# Required work:
Return the listing below verbatim. Pictures do not belong in the copy.

# Dataset excerpt:
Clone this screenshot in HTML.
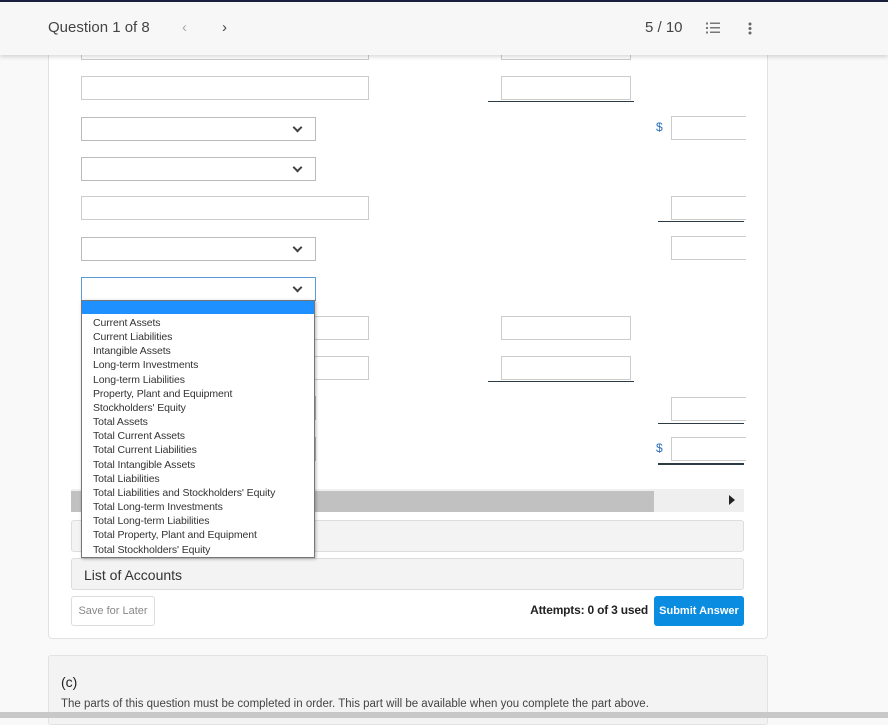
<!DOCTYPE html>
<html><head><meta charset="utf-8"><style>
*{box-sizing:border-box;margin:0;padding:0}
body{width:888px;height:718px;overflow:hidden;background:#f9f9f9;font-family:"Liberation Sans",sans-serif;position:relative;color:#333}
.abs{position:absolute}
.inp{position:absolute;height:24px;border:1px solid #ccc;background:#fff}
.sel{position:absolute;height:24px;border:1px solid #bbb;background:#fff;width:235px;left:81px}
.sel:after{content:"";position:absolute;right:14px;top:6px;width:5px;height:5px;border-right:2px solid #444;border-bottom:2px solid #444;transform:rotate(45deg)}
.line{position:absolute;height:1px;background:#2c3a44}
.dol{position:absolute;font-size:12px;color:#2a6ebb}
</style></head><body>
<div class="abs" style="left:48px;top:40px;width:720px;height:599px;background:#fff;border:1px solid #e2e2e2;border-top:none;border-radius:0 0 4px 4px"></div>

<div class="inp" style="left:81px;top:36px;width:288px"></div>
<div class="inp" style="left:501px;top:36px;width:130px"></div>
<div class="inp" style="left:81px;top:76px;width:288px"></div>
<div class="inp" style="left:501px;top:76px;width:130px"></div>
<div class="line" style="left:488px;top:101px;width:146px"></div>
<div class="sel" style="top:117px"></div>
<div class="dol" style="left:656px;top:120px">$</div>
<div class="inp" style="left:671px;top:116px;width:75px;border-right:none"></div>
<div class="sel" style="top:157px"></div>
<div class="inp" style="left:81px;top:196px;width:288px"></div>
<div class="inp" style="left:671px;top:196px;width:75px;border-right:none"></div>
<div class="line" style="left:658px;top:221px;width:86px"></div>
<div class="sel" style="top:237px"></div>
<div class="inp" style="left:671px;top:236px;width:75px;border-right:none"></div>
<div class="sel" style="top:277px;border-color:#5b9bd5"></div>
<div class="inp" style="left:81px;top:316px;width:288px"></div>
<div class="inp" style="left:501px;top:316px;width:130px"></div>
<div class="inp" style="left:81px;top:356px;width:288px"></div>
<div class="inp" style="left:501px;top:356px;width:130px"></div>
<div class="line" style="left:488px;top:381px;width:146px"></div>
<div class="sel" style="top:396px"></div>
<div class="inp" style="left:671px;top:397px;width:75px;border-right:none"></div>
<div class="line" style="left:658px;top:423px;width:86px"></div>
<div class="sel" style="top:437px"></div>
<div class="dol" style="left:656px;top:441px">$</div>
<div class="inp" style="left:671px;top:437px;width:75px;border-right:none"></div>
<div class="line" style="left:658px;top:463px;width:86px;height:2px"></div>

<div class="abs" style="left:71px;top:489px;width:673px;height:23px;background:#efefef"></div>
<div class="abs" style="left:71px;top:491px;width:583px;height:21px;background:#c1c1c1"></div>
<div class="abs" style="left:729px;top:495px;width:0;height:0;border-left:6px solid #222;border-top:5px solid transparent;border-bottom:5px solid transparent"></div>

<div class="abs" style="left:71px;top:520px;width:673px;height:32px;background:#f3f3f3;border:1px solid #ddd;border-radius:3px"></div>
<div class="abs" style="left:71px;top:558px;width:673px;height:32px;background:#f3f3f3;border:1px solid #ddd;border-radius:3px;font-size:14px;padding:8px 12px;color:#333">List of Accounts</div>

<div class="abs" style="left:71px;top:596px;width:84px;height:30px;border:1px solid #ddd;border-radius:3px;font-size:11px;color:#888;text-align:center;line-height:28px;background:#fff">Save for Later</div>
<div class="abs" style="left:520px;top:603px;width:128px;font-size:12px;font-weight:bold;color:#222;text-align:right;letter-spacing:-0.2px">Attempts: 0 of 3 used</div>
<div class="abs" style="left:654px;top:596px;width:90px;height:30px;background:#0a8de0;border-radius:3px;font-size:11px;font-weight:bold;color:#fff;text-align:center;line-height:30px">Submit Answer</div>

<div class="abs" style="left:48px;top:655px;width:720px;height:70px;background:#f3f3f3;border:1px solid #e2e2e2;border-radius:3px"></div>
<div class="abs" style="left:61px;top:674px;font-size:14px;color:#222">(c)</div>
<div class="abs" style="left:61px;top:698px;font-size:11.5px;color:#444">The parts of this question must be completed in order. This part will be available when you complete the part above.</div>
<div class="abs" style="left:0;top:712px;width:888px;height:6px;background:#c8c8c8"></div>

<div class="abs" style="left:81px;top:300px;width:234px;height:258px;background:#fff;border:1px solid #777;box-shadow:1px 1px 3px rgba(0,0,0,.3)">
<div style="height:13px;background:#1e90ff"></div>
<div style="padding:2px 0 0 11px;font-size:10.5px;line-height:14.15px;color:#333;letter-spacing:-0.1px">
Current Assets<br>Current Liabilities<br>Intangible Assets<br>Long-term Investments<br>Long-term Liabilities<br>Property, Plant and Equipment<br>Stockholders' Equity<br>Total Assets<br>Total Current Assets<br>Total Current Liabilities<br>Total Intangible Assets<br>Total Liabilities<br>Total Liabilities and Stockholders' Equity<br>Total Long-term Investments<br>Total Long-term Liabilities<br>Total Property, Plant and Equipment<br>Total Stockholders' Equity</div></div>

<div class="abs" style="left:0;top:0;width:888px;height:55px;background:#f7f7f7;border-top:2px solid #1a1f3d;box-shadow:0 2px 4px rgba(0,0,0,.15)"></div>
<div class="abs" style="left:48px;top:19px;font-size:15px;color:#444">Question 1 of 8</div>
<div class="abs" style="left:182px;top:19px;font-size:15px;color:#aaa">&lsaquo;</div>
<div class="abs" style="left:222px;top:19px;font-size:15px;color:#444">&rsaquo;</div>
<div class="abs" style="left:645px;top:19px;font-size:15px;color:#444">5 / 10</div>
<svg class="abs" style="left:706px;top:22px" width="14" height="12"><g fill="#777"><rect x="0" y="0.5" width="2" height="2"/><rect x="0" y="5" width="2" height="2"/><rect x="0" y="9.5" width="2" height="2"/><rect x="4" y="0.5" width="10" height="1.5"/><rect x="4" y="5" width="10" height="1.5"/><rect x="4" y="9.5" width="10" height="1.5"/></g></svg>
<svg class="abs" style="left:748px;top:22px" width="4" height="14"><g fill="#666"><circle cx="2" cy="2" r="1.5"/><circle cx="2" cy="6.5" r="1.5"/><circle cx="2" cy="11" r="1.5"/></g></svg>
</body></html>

# Problem solution:
Clone this screenshot in HTML.
<!DOCTYPE html>
<html><head><meta charset="utf-8"><style>
*{box-sizing:border-box;margin:0;padding:0}
body{width:888px;height:718px;overflow:hidden;background:#f9f9f9;font-family:"Liberation Sans",sans-serif;position:relative;color:#333}
.abs{position:absolute}
.inp{position:absolute;height:24px;border:1px solid #ccc;background:#fff}
.sel{position:absolute;height:24px;border:1px solid #bbb;background:#fff;width:235px;left:81px}
.sel:after{content:"";position:absolute;right:14px;top:6px;width:5px;height:5px;border-right:2px solid #444;border-bottom:2px solid #444;transform:rotate(45deg)}
.line{position:absolute;height:1px;background:#2c3a44}
.dol{position:absolute;font-size:12px;color:#2a6ebb}
</style></head><body>
<div class="abs" style="left:48px;top:40px;width:720px;height:599px;background:#fff;border:1px solid #e2e2e2;border-top:none;border-radius:0 0 4px 4px"></div>

<div class="inp" style="left:81px;top:36px;width:288px"></div>
<div class="inp" style="left:501px;top:36px;width:130px"></div>
<div class="inp" style="left:81px;top:76px;width:288px"></div>
<div class="inp" style="left:501px;top:76px;width:130px"></div>
<div class="line" style="left:488px;top:101px;width:146px"></div>
<div class="sel" style="top:117px"></div>
<div class="dol" style="left:656px;top:120px">$</div>
<div class="inp" style="left:671px;top:116px;width:75px;border-right:none"></div>
<div class="sel" style="top:157px"></div>
<div class="inp" style="left:81px;top:196px;width:288px"></div>
<div class="inp" style="left:671px;top:196px;width:75px;border-right:none"></div>
<div class="line" style="left:658px;top:221px;width:86px"></div>
<div class="sel" style="top:237px"></div>
<div class="inp" style="left:671px;top:236px;width:75px;border-right:none"></div>
<div class="sel" style="top:277px;border-color:#5b9bd5"></div>
<div class="inp" style="left:81px;top:316px;width:288px"></div>
<div class="inp" style="left:501px;top:316px;width:130px"></div>
<div class="inp" style="left:81px;top:356px;width:288px"></div>
<div class="inp" style="left:501px;top:356px;width:130px"></div>
<div class="line" style="left:488px;top:381px;width:146px"></div>
<div class="sel" style="top:396px"></div>
<div class="inp" style="left:671px;top:397px;width:75px;border-right:none"></div>
<div class="line" style="left:658px;top:423px;width:86px"></div>
<div class="sel" style="top:437px"></div>
<div class="dol" style="left:656px;top:441px">$</div>
<div class="inp" style="left:671px;top:437px;width:75px;border-right:none"></div>
<div class="line" style="left:658px;top:463px;width:86px;height:2px"></div>

<div class="abs" style="left:71px;top:489px;width:673px;height:23px;background:#efefef"></div>
<div class="abs" style="left:71px;top:491px;width:583px;height:21px;background:#c1c1c1"></div>
<div class="abs" style="left:729px;top:495px;width:0;height:0;border-left:6px solid #222;border-top:5px solid transparent;border-bottom:5px solid transparent"></div>

<div class="abs" style="left:71px;top:520px;width:673px;height:32px;background:#f3f3f3;border:1px solid #ddd;border-radius:3px"></div>
<div class="abs" style="left:71px;top:558px;width:673px;height:32px;background:#f3f3f3;border:1px solid #ddd;border-radius:3px;font-size:14px;padding:8px 12px;color:#333">List of Accounts</div>

<div class="abs" style="left:71px;top:596px;width:84px;height:30px;border:1px solid #ddd;border-radius:3px;font-size:11px;color:#888;text-align:center;line-height:28px;background:#fff">Save for Later</div>
<div class="abs" style="left:520px;top:603px;width:128px;font-size:12px;font-weight:bold;color:#222;text-align:right;letter-spacing:-0.2px">Attempts: 0 of 3 used</div>
<div class="abs" style="left:654px;top:596px;width:90px;height:30px;background:#0a8de0;border-radius:3px;font-size:11px;font-weight:bold;color:#fff;text-align:center;line-height:30px">Submit Answer</div>

<div class="abs" style="left:48px;top:655px;width:720px;height:70px;background:#f3f3f3;border:1px solid #e2e2e2;border-radius:3px"></div>
<div class="abs" style="left:61px;top:674px;font-size:14px;color:#222">(c)</div>
<div class="abs" style="left:61px;top:698px;font-size:11.5px;color:#444">The parts of this question must be completed in order. This part will be available when you complete the part above.</div>
<div class="abs" style="left:0;top:712px;width:888px;height:6px;background:#c8c8c8"></div>

<div class="abs" style="left:81px;top:300px;width:234px;height:258px;background:#fff;border:1px solid #777;box-shadow:1px 1px 3px rgba(0,0,0,.3)">
<div style="height:13px;background:#1e90ff"></div>
<div style="padding:2px 0 0 11px;font-size:10.5px;line-height:14.15px;color:#333;letter-spacing:-0.1px">
Current Assets<br>Current Liabilities<br>Intangible Assets<br>Long-term Investments<br>Long-term Liabilities<br>Property, Plant and Equipment<br>Stockholders' Equity<br>Total Assets<br>Total Current Assets<br>Total Current Liabilities<br>Total Intangible Assets<br>Total Liabilities<br>Total Liabilities and Stockholders' Equity<br>Total Long-term Investments<br>Total Long-term Liabilities<br>Total Property, Plant and Equipment<br>Total Stockholders' Equity</div></div>

<div class="abs" style="left:0;top:0;width:888px;height:55px;background:#f7f7f7;border-top:2px solid #1a1f3d;box-shadow:0 2px 4px rgba(0,0,0,.15)"></div>
<div class="abs" style="left:48px;top:19px;font-size:15px;color:#444">Question 1 of 8</div>
<div class="abs" style="left:182px;top:19px;font-size:15px;color:#aaa">&lsaquo;</div>
<div class="abs" style="left:222px;top:19px;font-size:15px;color:#444">&rsaquo;</div>
<div class="abs" style="left:645px;top:19px;font-size:15px;color:#444">5 / 10</div>
<svg class="abs" style="left:706px;top:22px" width="14" height="12"><g fill="#777"><rect x="0" y="0.5" width="2" height="2"/><rect x="0" y="5" width="2" height="2"/><rect x="0" y="9.5" width="2" height="2"/><rect x="4" y="0.5" width="10" height="1.5"/><rect x="4" y="5" width="10" height="1.5"/><rect x="4" y="9.5" width="10" height="1.5"/></g></svg>
<svg class="abs" style="left:748px;top:22px" width="4" height="14"><g fill="#666"><circle cx="2" cy="2" r="1.5"/><circle cx="2" cy="6.5" r="1.5"/><circle cx="2" cy="11" r="1.5"/></g></svg>
</body></html>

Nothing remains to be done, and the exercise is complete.